Kirstyne “Kirie” Lange has been selected as an intern for the Sadie Nash Leadership Project (SNLP) in New York this summer. For the next nine weeks, she will be blogging for The Campanil about her experience.
The first week of Summer Institute went by quickly and it was great to now share the space with the Nashers. A moment dreamed about throughout the three weeks of training and seeing all the Nashers together is a feeling that I have yet to put to words.
Though we planned to have our healing retreat at Princeton, we had to cancel due to flash flood warnings in the area. Fifty girls on a bus in that type of weather would only result in hours of traffic. We had about 40 minutes to re-group as deans and create 2 hours worth of activities for the Nashers for a half a day of programming that ended with an ice cream social.
We started off with a name drop game; divided the group into two and held up a table cloth dividing the two groups. One Nasher from each team was to come to the front of the table cloth and once the cloth was dropped they had to be the first to say the others name. The person who did not win had to join the opposing team. There was a little resistance, but as Nashers got into the game of remembering each others names, it became a ton of fun.
We then split up into 5 groups and had one dean heading the really fun game “Name that Tune.” The facilitator gave us a word and we had to come up with as many songs as possible and prepare to perform the song to the group. Having multiple options was helpful in case one of the other groups used the desired song. This game was a great community activity because everyone got to participate, we had a wide array of songs and held an ultimate round with an objective to get the whole group to participate. This was one of the best large group activities I’ve seen in a while.

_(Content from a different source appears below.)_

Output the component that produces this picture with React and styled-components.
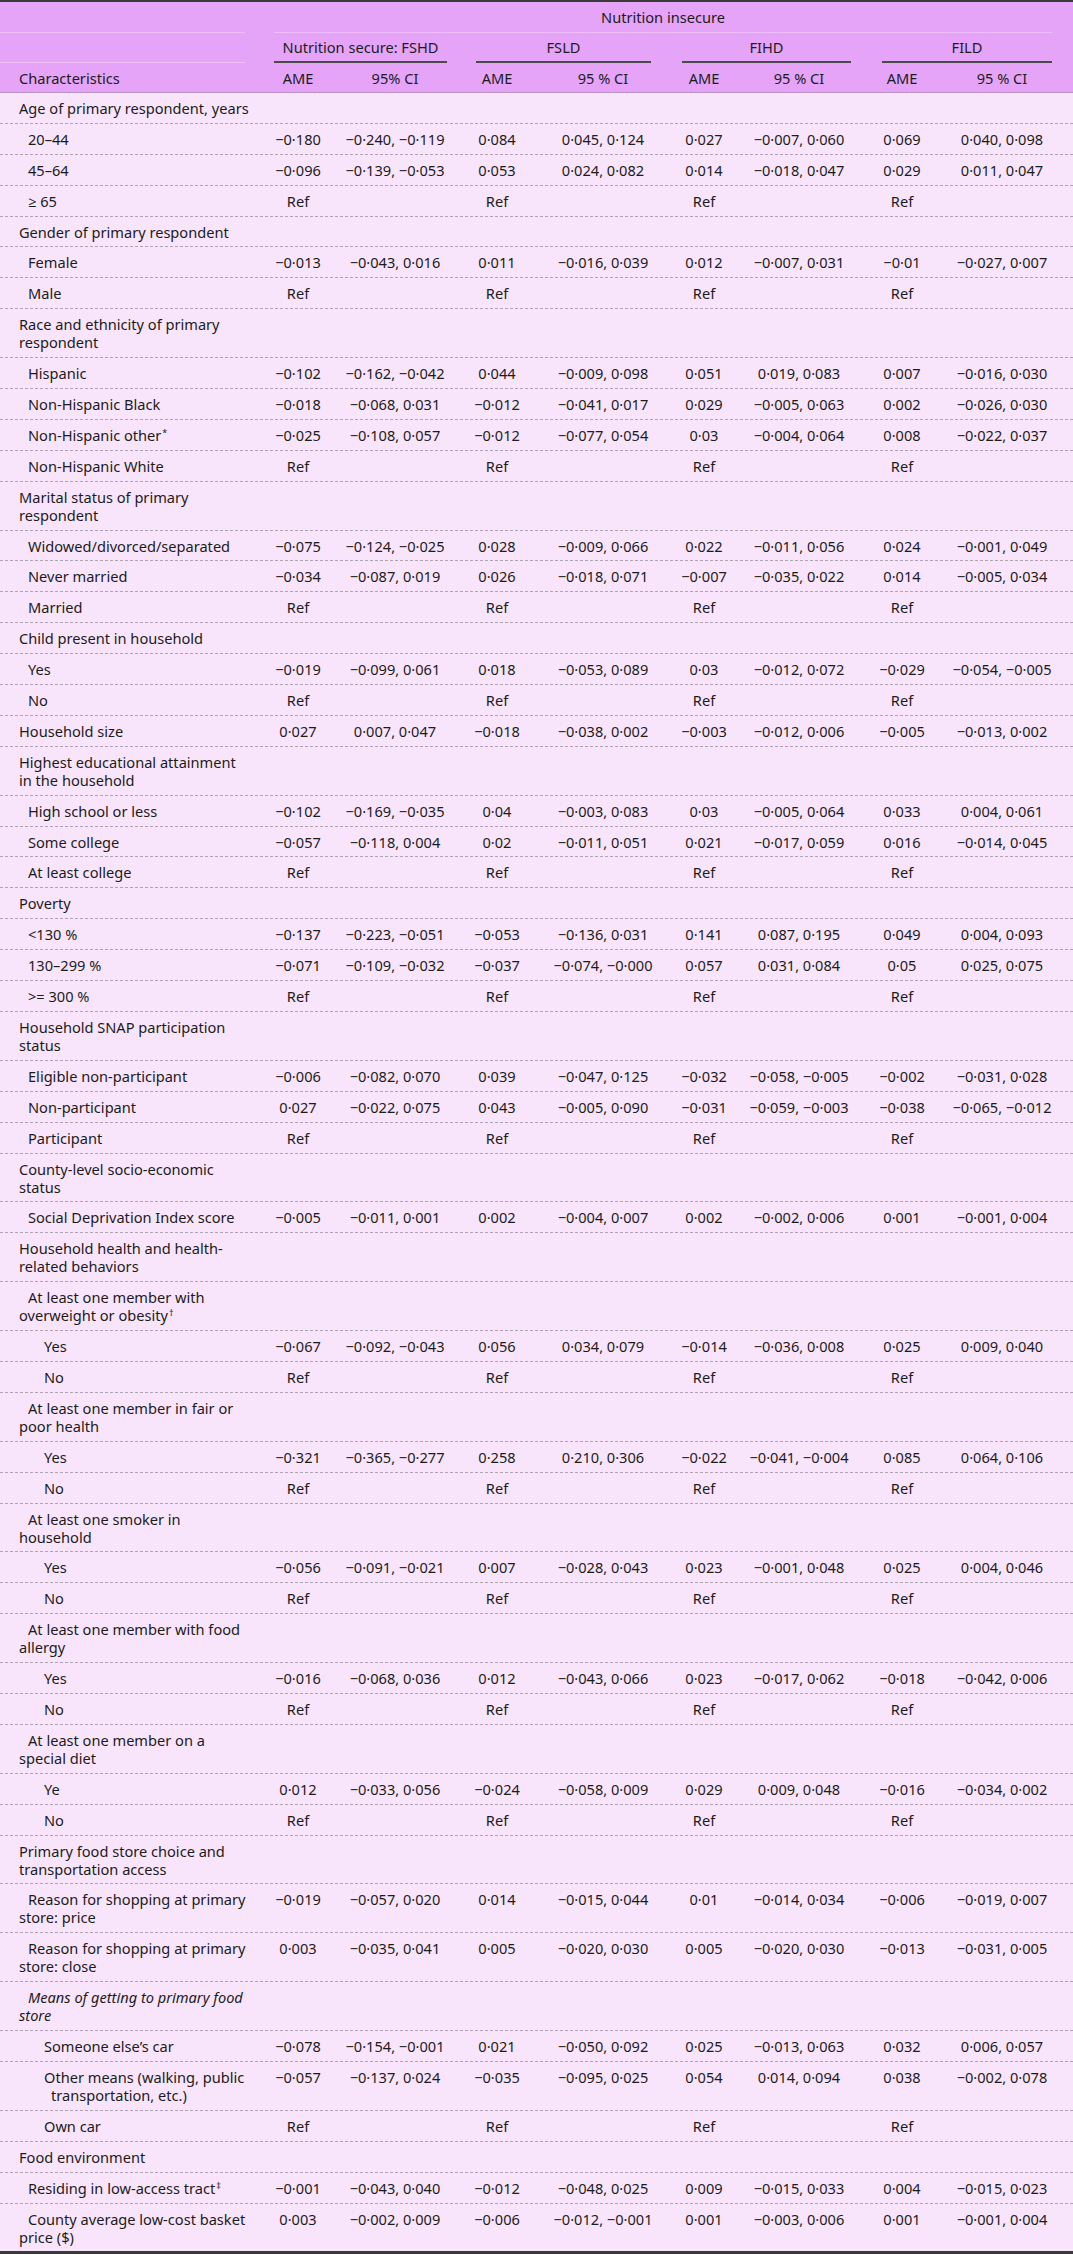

Everyone was really creative with props, dance moves and of course, the overall performance.
After that, we did an exercise where the young women had to use a collection of random supplies we could find to build a bridge connected by two chairs. It wasn’t the best activity, but it bought us enough time to hold the Nashers off until the ice cream social began.
The next week was a nice break through with my Dean Group as they really started to open up to me and with one another. Our daily go “arounds” (check ins) varied from “your favorite place to shop” to “the most beautiful place you’ve been.” We held a discussion on “describe the thing that bothers you the most in your community,” and most of the girls shared about how they would like to see their communities perceived better.
Like many places, the media hinders the welcoming environment that these places really are and channel them to be perceived as breeding grounds for violence of all sorts. I could feel the connection with them living and going to school in Oakland; every time I tell some one that they always follow up with a quick “oh, do you feel safe there?” It’s one of those conversations I wish I could give everyone the same “every city has its element” speech but I can’t. Neither can the Nashers. But I advised them that they can continue to be outstanding members of their communities and set examples for other youth to hopefully follow in their same footsteps.
The classes in week 2 really provided a space for the young women to really open up. In the media course, we addressed how television influences family structures in comparison to how the young women approach their relationships. It was very interesting to hear what each of the young women’s family dynamics are. The same came up in the Poetry course; the strong use of words as agents of expression created a much more emotional setting. By the end of it, I had to gather myself and deconstruct my mind because I was so overwhelmed by the stories I’ve heard.
With that said, our Healing Retreat to Princeton was amazing. We conducted a “Walk the Line” activity with the Nashers that was very powerful; silence really helped keep the tone and affect of the activity. Once we debriefed and reflected, we took the young women outdoors to do ice breakers and let loose before heading back to Newark.
Week 2 was a week full of layers being peeled and I cannot wait to see and experience the next four weeks!